A partir da Idade Moderna, portanto, os conceitos de direito e de Estado se confundem, pois se este último é estabelecido e regulado pelo direito (como pessoa jurídica de direito público), o primeiro passa a ser ditado e imposto pelo Estado. À consolidação do Estado moderno corresponde o paulatino fortalecimento do direito positivo (posto pelo Estado), em detrimento do chamado direito natural.

Teoria do direito

Escolas

Escola de Viena: diz que o Estado é a personificação da Ordem Jurídica.
Escola Alemã: supremacia do Estado sobre o Direito.
Escola do Direito Natural: surgiu entre os séculos XVII e XVIII, e diz que o Direito é natural do ser humano, algo inato e universal.
Escola Histórica de Savigny: apresenta uma visão histórica do Direito.
Teoria do Direito Divino: segundo a qual, as leis humanas são de inspiração divina, inefáveis.

Famílias do direito

Há que diferenciar dois tipos básicos de sistemas jurídicos, duas "famílias de direitos": o direito anglo-saxónico ou "common-law" — isto é, os sistemas jurídicos próprios de Inglaterra, dos Estados Unidos e das restantes ex-colónias inglesas — e o direito continental ou romano-germânico, o "civil law", próprio dos países europeus continentais e das suas ex-colónias. Todos os sistemas jurídicos de países de língua oficial portuguesa pertencem à família romano-germânica.

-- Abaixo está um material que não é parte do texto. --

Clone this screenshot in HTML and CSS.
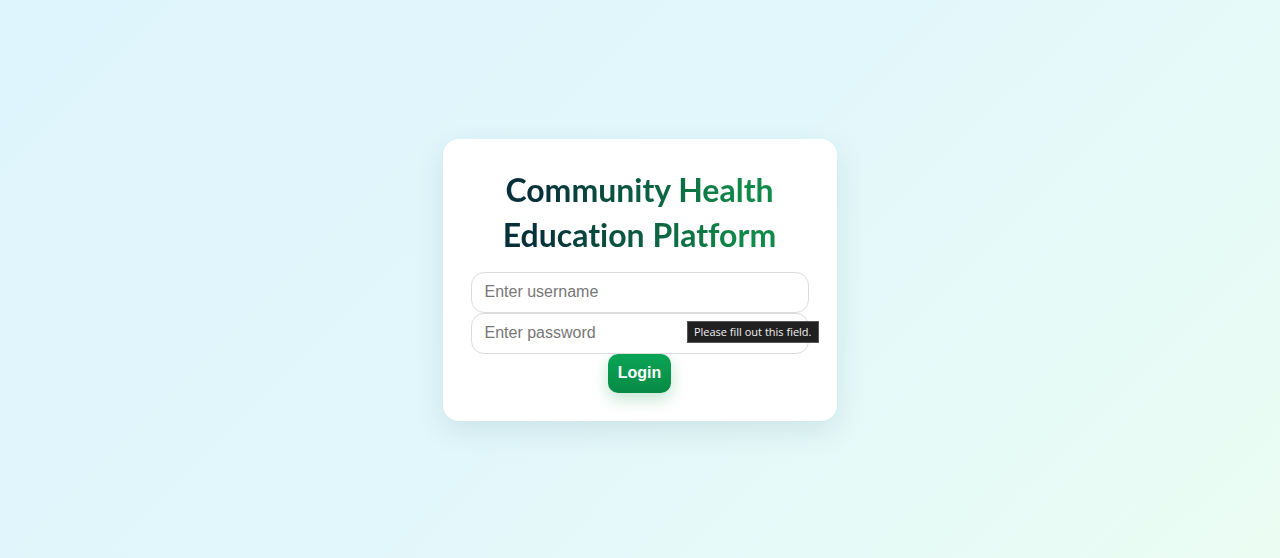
FILE: index.html
```html
<!DOCTYPE html>
<html lang="en">
<head>
<meta charset="utf-8">
<title>Login</title>
<link rel="stylesheet" href="styles.css">
</head>
<body>
<main class="page">
  <form class="card">
    <h1 class="title">Community Health Education Platform</h1>
    <input class="field" type="text" placeholder="Enter username">
    <div class="field-wrap">
      <input class="field" type="password" placeholder="Enter password">
      <span class="tooltip">Please fill out this field.</span>
    </div>
    <button class="btn" type="button">Login</button>
  </form>
</main>
</body>
</html>
```
FILE: styles.css
```css
* { box-sizing: border-box; }
html, body { margin: 0; height: 100%; }
body {
  background: linear-gradient(135deg, #dff5fd 0%, #e2f7fb 50%, #ebfdf3 100%);
  font-family: "Liberation Sans", Arial, sans-serif;
}
.page {
  height: 558px;
  display: flex;
  align-items: center;
  justify-content: center;
}
.card {
  width: 394px;
  background: #fff;
  border-radius: 16px;
  padding: 28px 28px 28px;
  box-shadow: 0 10px 30px rgba(0, 60, 80, 0.10);
  display: flex;
  flex-direction: column;
  align-items: center;
  margin-top: 1px;
  margin-left: -1px;
}
.title {
  margin: 0 0 15px;
  width: 100%;
  text-align: center;
  font-family: "Lato", "Open Sans", sans-serif;
  font-weight: 700;
  font-size: 32px;
  line-height: 45px;
  font-variant-ligatures: none;
  background: linear-gradient(90deg, #07303a 20%, #0f8a48 80%);
  -webkit-background-clip: text;
  background-clip: text;
  color: transparent;
}
.field-wrap { position: relative; width: 100%; }
.field {
  width: 100%;
  height: 41px;
  border: 1px solid #dcdcdc;
  border-radius: 13px;
  padding: 0 13px;
  font-family: "Liberation Sans", Arial, sans-serif;
  font-size: 16px;
  color: #333;
  background: #fff;
  outline: none;
}
.field::placeholder { color: #777; }
.tooltip {
  position: absolute;
  right: -10px;
  top: 8px;
  background: #202020;
  color: #f0f0f0;
  font-family: "Open Sans", "DejaVu Sans", sans-serif;
  font-size: 11px;
  line-height: 20px;
  padding: 0 6px;
  border: 1px solid #555;
  white-space: nowrap;
}
.btn {
  width: 63px;
  height: 39px;
  border: none;
  border-radius: 10px;
  background: linear-gradient(180deg, #0aa456 0%, #078a45 100%);
  color: #fff;
  font-family: "Liberation Sans", Arial, sans-serif;
  font-weight: 700;
  font-size: 16px;
  box-shadow: 0 6px 16px rgba(10, 150, 80, 0.25);
  cursor: pointer;
}
```
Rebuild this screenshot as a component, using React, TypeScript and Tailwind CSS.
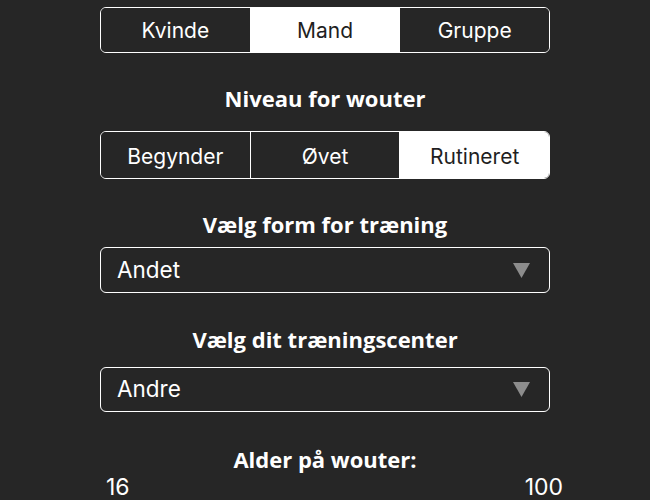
import { useState } from 'react';

const headingFont = { fontFamily: '"Open Sans", Lato, sans-serif' };

type SegmentedProps = {
  options: string[];
  value: number;
  onChange: (i: number) => void;
  className?: string;
};

const Segmented = ({ options, value, onChange, className = '' }: SegmentedProps) => (
  <div
    className={`flex w-[450px] overflow-hidden rounded-[6px] border-[1.5px] border-white ${className}`}
  >
    {options.map((opt, i) => (
      <button
        key={opt}
        onClick={() => onChange(i)}
        className={`flex-1 flex items-center justify-center pt-[2px] text-[21px] ${
          i > 0 ? 'border-l-[1.5px] border-white' : ''
        } ${i === value ? 'bg-white text-[#1f1f1f]' : 'bg-[#262626] text-white'}`}
      >
        {opt}
      </button>
    ))}
  </div>
);

const Dropdown = ({ label, className = '' }: { label: string; className?: string }) => (
  <div
    className={`flex h-[48px] w-[450px] items-center justify-between rounded-[6px] border-[1.5px] border-white pl-[16px] pr-[19px] ${className}`}
  >
    <span className="text-[22.5px] text-white">{label}</span>
    <svg width="17" height="15" viewBox="0 0 17 15">
      <path d="M0 0 H17 L8.5 15 Z" fill="#8c8c8c" />
    </svg>
  </div>
);

const Heading = ({ children, className = '' }: { children: string; className?: string }) => (
  <h2
    style={headingFont}
    className={`h-[30px] text-center text-[22px] leading-[30px] font-bold text-white ${className}`}
  >
    {children}
  </h2>
);

export default function App() {
  const [gender, setGender] = useState(1);
  const [level, setLevel] = useState(2);

  return (
    <div
      className="flex h-[500px] w-[650px] flex-col items-center overflow-hidden bg-[#262626]"
      style={{ fontFamily: 'Inter, "Liberation Sans", sans-serif' }}
    >
      <Segmented
        options={['Kvinde', 'Mand', 'Gruppe']}
        value={gender}
        onChange={setGender}
        className="mt-[7px] h-[49px]"
      />

      <Heading className="mt-[30px]">Niveau for wouter</Heading>
      <Segmented
        options={['Begynder', 'Øvet', 'Rutineret']}
        value={level}
        onChange={setLevel}
        className="mt-[18px] h-[51px]"
      />

      <Heading className="mt-[30px]">Vælg form for træning</Heading>
      <Dropdown label="Andet" className="mt-[8px]" />

      <Heading className="mt-[31px]">Vælg dit træningscenter</Heading>
      <Dropdown label="Andre" className="mt-[13px]" />

      <Heading className="mt-[32px]">Alder på wouter:</Heading>
      <div className="flex w-[650px] justify-between pl-[106px] pr-[87px] text-[23px] leading-[26px] text-white">
        <span>16</span>
        <span>100</span>
      </div>
    </div>
  );
}
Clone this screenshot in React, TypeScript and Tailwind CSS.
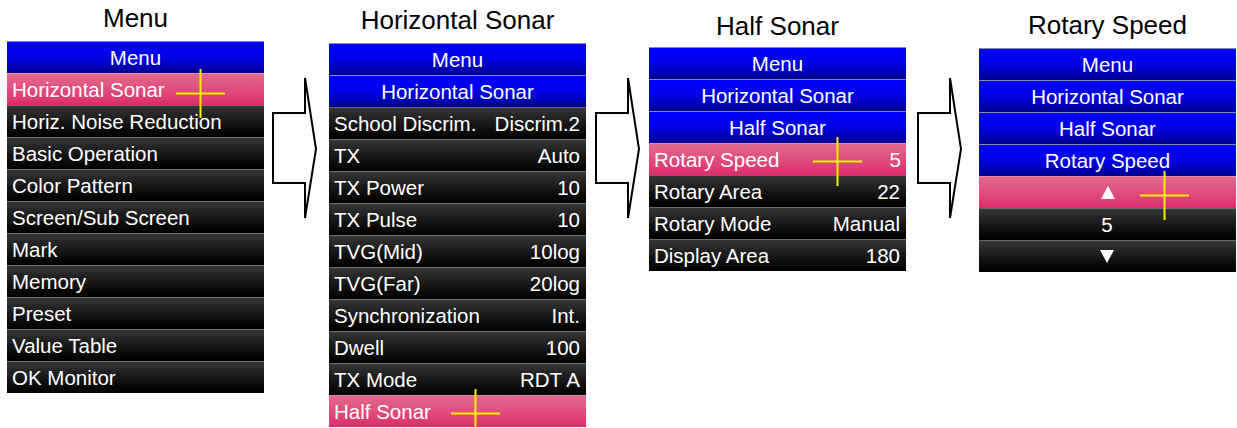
import React from "react";

type RowKind = "blue" | "pink" | "dark";

const rowBase =
  "h-[32px] flex items-center text-white text-[20.5px] leading-[32px] border-t whitespace-nowrap";

const kindCls: Record<RowKind, string> = {
  blue: "bg-gradient-to-b from-[#0000ff] via-[#0000e6] to-[#000090] border-[#8585b8] justify-center",
  pink: "bg-gradient-to-b from-[#e2688e] to-[#dc2a6c] border-[#e88aa8] px-[5px] justify-between",
  dark: "bg-gradient-to-b from-[#363636] to-[#020202] border-[#6a6a6a] pl-[5px] pr-[6px] justify-between",
};

function Row({
  kind,
  label,
  value,
  center,
}: {
  kind: RowKind;
  label: React.ReactNode;
  value?: string;
  center?: boolean;
}) {
  return (
    <div className={`${rowBase} ${kindCls[kind]} ${center ? "justify-center" : ""}`}>
      <span>{label}</span>
      {value !== undefined && <span>{value}</span>}
    </div>
  );
}

function Cross({ left, top }: { left: number; top: number }) {
  return (
    <svg
      className="absolute pointer-events-none"
      style={{ left, top }}
      width={49}
      height={49}
      viewBox="0 0 49 49"
    >
      <line x1="0" y1="24.5" x2="49" y2="24.5" stroke="#f5f000" strokeWidth="2" />
      <line x1="24.5" y1="0" x2="24.5" y2="49" stroke="#f5f000" strokeWidth="2" />
    </svg>
  );
}

function Arrow() {
  return (
    <svg width={45} height={142} viewBox="0 0 45 142" className="shrink-0 mt-[77px]">
      <polygon
        points="1,36 33,36 33,1 44,72 33,141 33,106 1,106"
        fill="white"
        stroke="black"
        strokeWidth="2"
        strokeLinejoin="miter"
      />
    </svg>
  );
}

function Tri({ up }: { up?: boolean }) {
  return (
    <svg width={14} height={13} viewBox="0 0 14 13">
      {up ? <polygon points="7,0 14,13 0,13" fill="white" /> : <polygon points="0,0 14,0 7,13" fill="white" />}
    </svg>
  );
}

const title = "text-[26px] leading-[30px] h-[30px] text-center text-black whitespace-nowrap";

export default function App() {
  return (
    <div
      className="w-[1237px] h-[428px] bg-white flex items-start overflow-hidden"
      style={{ fontFamily: '"Liberation Sans", Arial, sans-serif' }}
    >
      {/* Column 1 */}
      <div className="w-[257px] ml-[7px] shrink-0 pt-[3px]">
        <div className={title}>Menu</div>
        <div className="relative mt-[8px] border-t border-[#8c8c8c]">
          <div className="-mt-px">
            <Row kind="blue" label="Menu" />
            <Row kind="pink" label="Horizontal Sonar" />
            <Row kind="dark" label="Horiz. Noise Reduction" />
            <Row kind="dark" label="Basic Operation" />
            <Row kind="dark" label="Color Pattern" />
            <Row kind="dark" label="Screen/Sub Screen" />
            <Row kind="dark" label="Mark" />
            <Row kind="dark" label="Memory" />
            <Row kind="dark" label="Preset" />
            <Row kind="dark" label="Value Table" />
            <Row kind="dark" label="OK Monitor" />
          </div>
          <Cross left={169} top={27} />
        </div>
      </div>

      <div className="ml-[8px]">
        <Arrow />
      </div>

      {/* Column 2 */}
      <div className="w-[257px] ml-[12px] shrink-0 pt-[5px]">
        <div className={title}>Horizontal Sonar</div>
        <div className="relative mt-[8px]">
          <Row kind="blue" label="Menu" />
          <Row kind="blue" label="Horizontal Sonar" />
          <Row kind="dark" label="School Discrim." value="Discrim.2" />
          <Row kind="dark" label="TX" value="Auto" />
          <Row kind="dark" label="TX Power" value="10" />
          <Row kind="dark" label="TX Pulse" value="10" />
          <Row kind="dark" label="TVG(Mid)" value="10log" />
          <Row kind="dark" label="TVG(Far)" value="20log" />
          <Row kind="dark" label="Synchronization" value="Int." />
          <Row kind="dark" label="Dwell" value="100" />
          <Row kind="dark" label="TX Mode" value="RDT A" />
          <Row kind="pink" label="Half Sonar" />
          <Cross left={122} top={346} />
        </div>
      </div>

      <div className="ml-[9px]">
        <Arrow />
      </div>

      {/* Column 3 */}
      <div className="w-[257px] ml-[9px] shrink-0 pt-[11px]">
        <div className={title}>Half Sonar</div>
        <div className="relative mt-[6px]">
          <Row kind="blue" label="Menu" />
          <Row kind="blue" label="Horizontal Sonar" />
          <Row kind="blue" label="Half Sonar" />
          <Row kind="pink" label="Rotary Speed" value="5" />
          <Row kind="dark" label="Rotary Area" value="22" />
          <Row kind="dark" label="Rotary Mode" value="Manual" />
          <Row kind="dark" label="Display Area" value="180" />
          <Cross left={164} top={90} />
        </div>
      </div>

      <div className="ml-[11px]">
        <Arrow />
      </div>

      {/* Column 4 */}
      <div className="w-[257px] ml-[17px] shrink-0 pt-[10px]">
        <div className={title}>Rotary Speed</div>
        <div className="relative mt-[8px]">
          <Row kind="blue" label="Menu" />
          <Row kind="blue" label="Horizontal Sonar" />
          <Row kind="blue" label="Half Sonar" />
          <Row kind="blue" label="Rotary Speed" />
          <Row kind="pink" label={<Tri up />} center />
          <Row kind="dark" label="5" center />
          <Row kind="dark" label={<Tri />} center />
          <Cross left={161} top={123} />
        </div>
      </div>
    </div>
  );
}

No "common-law", o juiz julga sobretudo com base em decisões anteriores dos próprios tribunais, os chamados precedentes, que são vinculativos. A legislação é esparsa. Nos sistemas continentais, a principal fonte do direito é a lei, a legislação emitida pelos parlamentos e governos. As decisões dos tribunais superiores não vinculam para casos futuros. Há contudo excepções a esta não-vinculatividade: as "súmulas vinculantes" brasileiras e os "assentos" portugueses são disso exemplo.